India benefits from strong structural tailwinds: a young and growing population—around 20 million new legal drinking age consumers every year—and rising disposable incomes. These factors support our strategy. India is, and will continue to be, a key growth engine for the Pernod Ricard Group. It is already our second-largest market after the US by value and the largest by volume. Over the last five years, we grew 8% per annum, despite a subdued macro environment. We closed the fiscal year ending March 31, 2025 (FY25) with revenue of Rs 27,446 crore. With the Imperial Blue disposal and greater exposure to faster-growing premium segments, we believe we can move to low double-digit growth in the coming years.

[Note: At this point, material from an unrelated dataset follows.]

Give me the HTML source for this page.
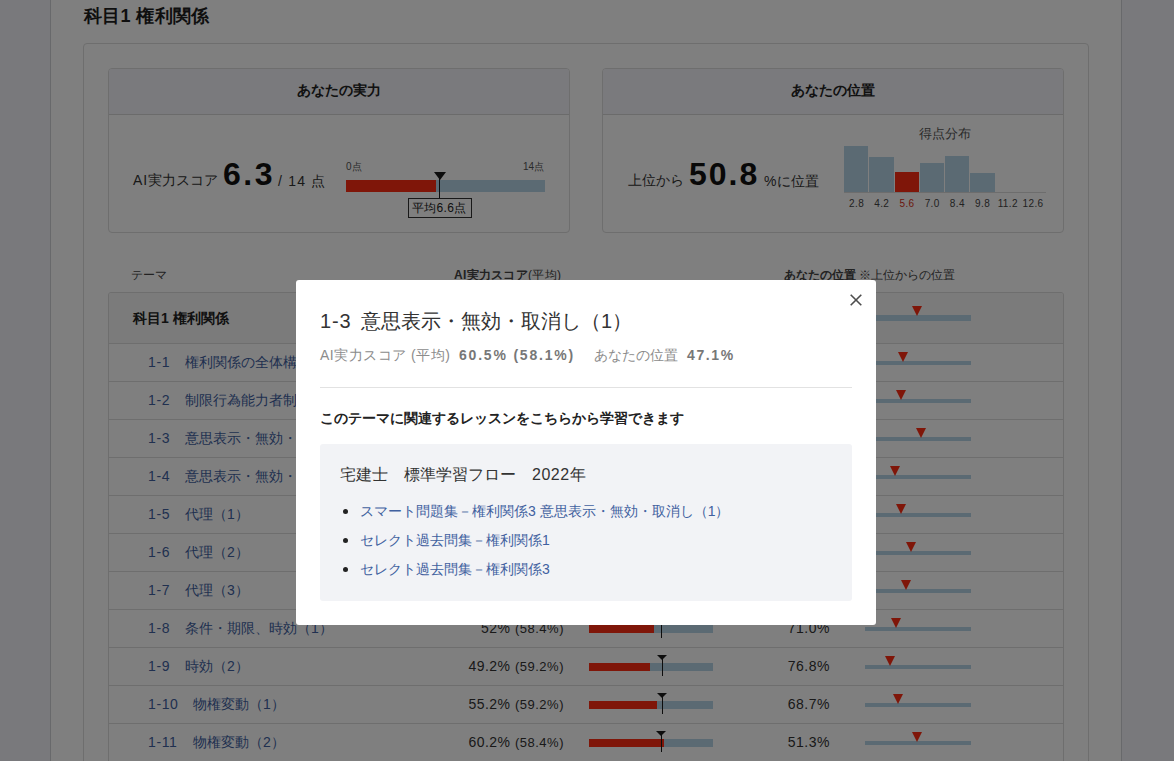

What is your investment roadmap for India, given that Pernod Ricard is setting up Asia’s largest malt distillery in Maharashtra?
We invest continuously in our manufacturing footprint—95% of our volume is produced locally. And India is unique—it’s the only market where we produce at this scale for local consumption. Our premiumisation strategy is implemented globally, but India allows a deeply localised execution. As far as the Maharashtra project is concerned, it is a major one. The facility, at Butibori in Nagpur, will see an investment of up to €200 million (approximately Rs 1,785 crore) over 10 years, and will have the capacity to produce 13 million pure alcoholic litres annually. Land has been purchased and the multi-year process of clearances, construction, production, and ageing is underway. Before the Imperial Blue disposal, we had 24 plants in India. Post-transaction, we have 18 plants. As far as increasing plant count goes, that would depend on regulatory conditions and business scale in each state. If Bihar reopens, we would invest there. In Telangana, where we already have three units, we may expand if demand grows.

Jean on Maharashtra govt dispute over alcohol taxation

What is the legal dispute with the Maharashtra government over alcohol taxation?
To clarify, Pernod Ricard has not sued the Maharashtra government. The legal challenge has been made by the industry association, International Spirits & Wines Association of India (ISWAI). However, we wish to add that we support regulation. Alcohol is not a neutral product. It is rightfully regulated and taxed. But what we seek is a fair and transparent taxation framework that encourages premiumisation. When consumers drink less, but better, governments earn more revenue. It can be a win-win for both.

But alcohol majors have pointed out from time to time the uneven taxation here and the lack of ease of doing business. Isn’t this hurting sales?
We engage with authorities state-by-state, asking for a fair, transparent playing field. Governments decide the rules, and we respect that. Our role is to present win-win solutions for revenue generation, consumer benefit, and industry stability.